Dependency on Tick Size

  1. Precision in Decision-Making: Tick traders rely on exact price movements to make fast entry and exit decisions.
  2. Setting Profit Targets: Tick size determines profit and stop-loss levels to optimize gains and minimize losses.
  3. Measuring Risk and Return: Tick size helps traders assess the risk-reward ratio by quantifying potential returns and losses.
  4. Adaptability to Market Conditions: Tick trading can be adjusted to suit volatile or calm markets by leveraging the precision of price changes.

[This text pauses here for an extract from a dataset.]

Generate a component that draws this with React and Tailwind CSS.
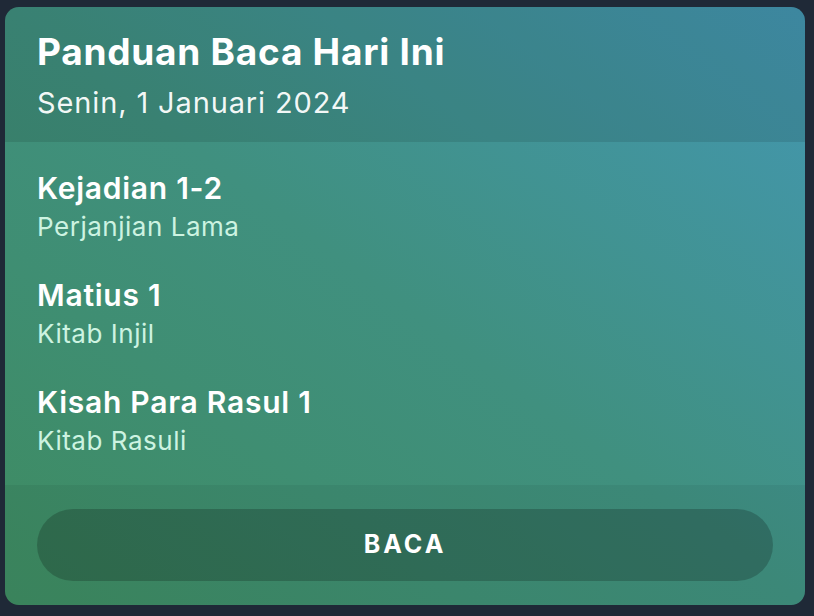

Characteristics of Tick Size

  1. Fixed Incremental Movements: Tick size is the smallest permitted price change.
  2. Varies Across Instruments: Different markets and instruments, such as stocks and futures, have their own tick size regulations.
  3. Government and SEBI Regulation: Regulatory authorities set the tick sizes.
  4. Affects Liquidity: The tick size impacts market liquidity; smaller tick sizes generally increase trading opportunities.
  5. Changes Occur Over Time: Regulatory bodies may adjust tick sizes to adapt to evolving market conditions.
  6. Psychological Influence: Tick size can influence investor sentiment, as even a minor price change can spark buy or sell decisions.

Tick trading is an intricate strategy that focuses on capitalizing on the smallest price movements allowed by the tick size. In financial markets, tick sizes are crucial, as they define the minimal incremental price change for a given security. A trader’s goal in tick trading is to exploit these tiny fluctuations in price to execute a high number of trades, turning small profits multiple times throughout the trading day. This method requires immense precision, speed, and understanding of the market’s behavior.